Basta guardare alla distribuzione dei redditi dei lavoratori domestici notificati all’Inps per rendersene conto. C’è una forte concentrazione di dichiarazioni al di sotto degli 8.000 euro, la soglia oltre la quale il lavoratore è tenuto a presentare la dichiarazione dei redditi e a pagare l’Irpef. Il fatto che si tratti di scelta volta a non pagare le tasse è confermato dal fatto che, dopo l’introduzione degli 80 euro, non pochi lavoratori domestici hanno cominciato a presentare o modificato la dichiarazione dei redditi, registrando un reddito fra gli 8000 e i 9000 euro per beneficiare appieno dei 960 euro del cosiddetto bonus Renzi. Frequente, inoltre, il caso di badanti che, durante i periodi di pausa da un lavoro effettivamente molto pesante, chiedono al proprio datore di lavoro di essere licenziate per poter ricevere la Naspi che diventa a quel punto, come nel caso dei sussidi di disoccupazione agricola, una specie di integrazione al salario.

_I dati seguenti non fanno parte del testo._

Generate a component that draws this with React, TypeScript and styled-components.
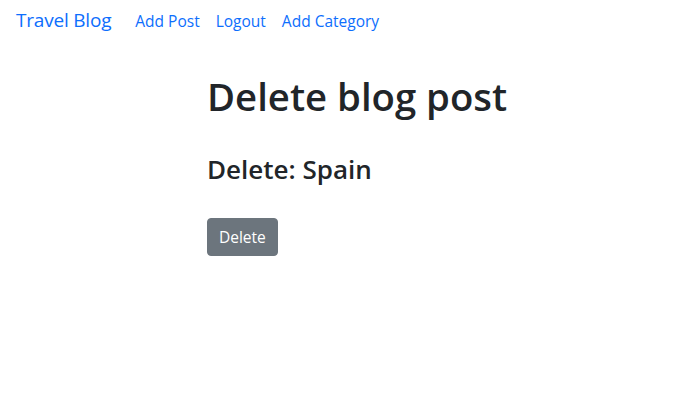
import styled, { createGlobalStyle } from 'styled-components';

const GlobalStyle = createGlobalStyle`
  body {
    margin: 0;
    background: #fff;
    font-family: "Open Sans", "Noto Sans", sans-serif;
    color: #212529;
  }
`;

const Navbar = styled.nav`
  display: flex;
  align-items: baseline;
  padding: 5px 16px;
  height: 30px;
`;

const Brand = styled.a`
  font-size: 19px;
  letter-spacing: -0.2px;
  line-height: 30px;
  color: #0d6efd;
  text-decoration: none;
  margin-right: 16px;
`;

const NavLink = styled.a`
  font-size: 15.5px;
  line-height: 24px;
  padding: 0 8px;
  color: #0d6efd;
  text-decoration: none;
`;

const Main = styled.main`
  padding: 34px 0 0 207px;
`;

const Title = styled.h1`
  font-size: 38.3px;
  font-weight: 600;
  line-height: 1.2;
  margin: 0 0 34px;
`;

const SubTitle = styled.h2`
  font-size: 26px;
  font-weight: 600;
  line-height: 1.2;
  margin: 0 0 33px;
`;

const Button = styled.button`
  font-family: inherit;
  font-size: 15.5px;
  line-height: 24px;
  padding: 6px 11px;
  color: #fff;
  background: #6c757d;
  border: 1px solid #6c757d;
  border-radius: 4px;
  cursor: pointer;
`;

const App = () => {
  return (
    <>
      <GlobalStyle />
      <Navbar>
        <Brand href="#">Travel Blog</Brand>
        <NavLink href="#">Add Post</NavLink>
        <NavLink href="#">Logout</NavLink>
        <NavLink href="#">Add Category</NavLink>
      </Navbar>
      <Main>
        <Title>Delete blog post</Title>
        <SubTitle>Delete: Spain</SubTitle>
        <form>
          <Button type="submit">Delete</Button>
        </form>
      </Main>
    </>
  );
};

export default App;
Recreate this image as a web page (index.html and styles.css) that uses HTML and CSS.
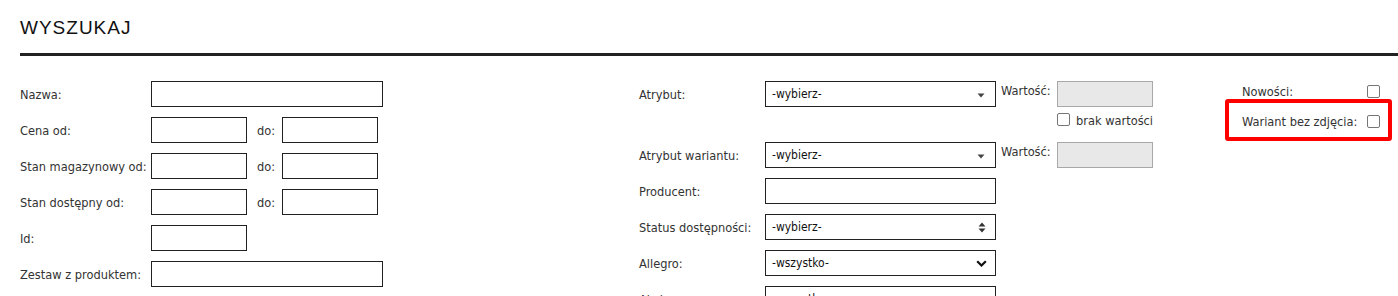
FILE: index.html
```html
<!DOCTYPE html>
<html lang="pl">
<head>
<meta charset="utf-8">
<title>Wyszukaj</title>
<link rel="stylesheet" href="styles.css">
</head>
<body>
<div class="page">
  <div class="header"><h1 class="title">WYSZUKAJ</h1></div>
  <div class="form">
    <div class="col col-left">
      <div class="row"><span class="label">Nazwa:</span><span class="input wide"></span></div>
      <div class="row"><span class="label">Cena od:</span><span class="input small"></span><span class="do">do:</span><span class="input small"></span></div>
      <div class="row"><span class="label">Stan magazynowy od:</span><span class="input small"></span><span class="do">do:</span><span class="input small"></span></div>
      <div class="row"><span class="label">Stan dostępny od:</span><span class="input small"></span><span class="do">do:</span><span class="input small"></span></div>
      <div class="row"><span class="label">Id:</span><span class="input small"></span></div>
      <div class="row"><span class="label">Zestaw z produktem:</span><span class="input wide"></span></div>
    </div>
    <div class="col col-mid">
      <div class="group">
        <div class="row">
          <span class="label mlabel">Atrybut:</span>
          <span class="select"><span class="opt">-wybierz-</span><svg class="arr" width="8" height="5" viewBox="0 0 8 5"><path d="M0.5 0.5h7L4 4.5z" fill="#444"/></svg></span>
          <span class="wlabel">Wartość:</span><span class="input small gray"></span>
        </div>
        <div class="brak"><span class="cb"></span><span class="brak-text">brak wartości</span></div>
      </div>
      <div class="row">
        <span class="label mlabel">Atrybut wariantu:</span>
        <span class="select"><span class="opt">-wybierz-</span><svg class="arr" width="8" height="5" viewBox="0 0 8 5"><path d="M0.5 0.5h7L4 4.5z" fill="#444"/></svg></span>
        <span class="wlabel">Wartość:</span><span class="input small gray"></span>
      </div>
      <div class="row"><span class="label mlabel">Producent:</span><span class="input mid"></span></div>
      <div class="row">
        <span class="label mlabel">Status dostępności:</span>
        <span class="select"><span class="opt">-wybierz-</span><svg class="arr2" width="8" height="11" viewBox="0 0 8 11"><path d="M4 0.5L7.5 4.5h-7z" fill="#333"/><path d="M0.5 6.5h7L4 10.5z" fill="#333"/></svg></span>
      </div>
      <div class="row">
        <span class="label mlabel">Allegro:</span>
        <span class="select"><span class="opt">-wszystko-</span><svg class="arr3" width="11" height="7" viewBox="0 0 11 7"><path d="M1.2 1.2L5.5 5.5L9.8 1.2" fill="none" stroke="#111" stroke-width="2.2"/></svg></span>
      </div>
      <div class="row">
        <span class="label mlabel">Akcje:</span>
        <span class="select"><span class="opt">-wszystko-</span><svg class="arr3" width="11" height="7" viewBox="0 0 11 7"><path d="M1.2 1.2L5.5 5.5L9.8 1.2" fill="none" stroke="#111" stroke-width="2.2"/></svg></span>
      </div>
    </div>
    <div class="col col-right">
      <div class="rrow"><span class="rlabel">Nowości:</span><span class="cb"></span></div>
      <div class="rrow highlighted"><span class="rlabel">Wariant bez zdjęcia:</span><span class="cb"></span><span class="mark"></span></div>
    </div>
  </div>
</div>
</body>
</html>
```

FILE: styles.css
```css
html, body {
  margin: 0;
  padding: 0;
  background: #fff;
}
body {
  font-family: "DejaVu Sans Condensed", "DejaVu Sans", Verdana, sans-serif;
  font-stretch: condensed;
  font-size: 12.7px;
  color: #333;
  overflow: hidden;
}
.page {
  padding-left: 20px;
}
.header {
  padding-top: 17px;
  padding-bottom: 14px;
  border-bottom: 3px solid #222;
}
.title {
  margin: 0;
  font-family: "Liberation Sans", Arial, sans-serif;
  font-stretch: normal;
  font-weight: normal;
  font-size: 19px;
  line-height: 22px;
  letter-spacing: 1px;
  color: #111;
}
.form {
  display: flex;
  padding-top: 25px;
}
.col {
  display: flex;
  flex-direction: column;
  gap: 10px;
}
.col-left { width: 619px; }
.col-mid { width: 603px; }
.col-right { flex: 1; }
.row {
  display: flex;
  align-items: center;
  height: 26px;
}
.label {
  width: 131px;
  flex: none;
  white-space: nowrap;
}
.mlabel { width: 126px; }
.input {
  box-sizing: border-box;
  height: 26px;
  border: 1px solid #222;
  background: #fff;
  flex: none;
}
.wide { width: 232px; }
.mid { width: 231px; }
.small { width: 96px; }
.do {
  width: 25px;
  margin-left: 10px;
  flex: none;
}
.select {
  box-sizing: border-box;
  width: 231px;
  height: 26px;
  border: 1px solid #222;
  background: #fff;
  display: flex;
  align-items: center;
  justify-content: space-between;
  padding: 0 8px 0 6px;
  flex: none;
  font-size: 12px;
}
.opt {
  color: #111;
}
.arr { margin-right: 2px; margin-top: 3px; }
.arr2 { margin-right: 1px; }
.arr3 { margin-right: 0; }
.wlabel {
  margin-left: 5px;
  width: 56px;
  flex: none;
  align-self: flex-start;
  padding-top: 2px;
}
.gray {
  background: #e8e8e8;
  border-color: #a8a8a8;
}
.group {
  display: flex;
  flex-direction: column;
}
.brak {
  display: flex;
  margin-top: 6px;
  height: 19px;
  align-items: flex-start;
  padding-left: 418px;
  gap: 6px;
}
.brak-text { line-height: 15px; }
.cb {
  box-sizing: border-box;
  width: 13px;
  height: 13px;
  border: 1px solid #767676;
  border-radius: 2px;
  background: #fff;
  flex: none;
}
.rrow {
  display: flex;
  align-items: center;
  height: 20px;
  position: relative;
}
.rlabel {
  width: 125px;
  flex: none;
  white-space: nowrap;
}
.mark {
  position: absolute;
  left: -17px;
  top: -12px;
  width: 167px;
  height: 42px;
  box-sizing: border-box;
  border: 4px solid #f00;
  border-radius: 3px;
}
```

Per far emergere il grigio bisogna ripensare al trattamento fiscale del lavoro domestico. È un lavoro alle dipendenze sui generis, in cui gli orari di lavoro possono essere variati molto facilmente. Non è un caso che le assenze per malattia siano a carico dei lavoratori e non prevedano il versamento di contributi figurativi, che i licenziamenti anche da contratti a tempo indeterminato non siano coperti dai regimi di protezione dell’impiego (c’è solo un preavviso obbligatorio) e ancora che tutte le proposte di introduzione di un salario minimo in Italia escludano questa categoria.
Una strada da perseguire è quella di introdurre degli espliciti incentivi a dichiarare il totale delle ore effettivamente lavorate, con integrazioni salariali (che valgano anche ai fini contributivi, dunque previdenziali) al di sopra della soglia degli 8.000 euro, come nei sussidi condizionati all’impiego presenti in altri Paesi. Sono questioni, in ogni caso, che la fase due del Conte II non può più permettersi di ignorare perché riguardano milioni di famiglie italiane.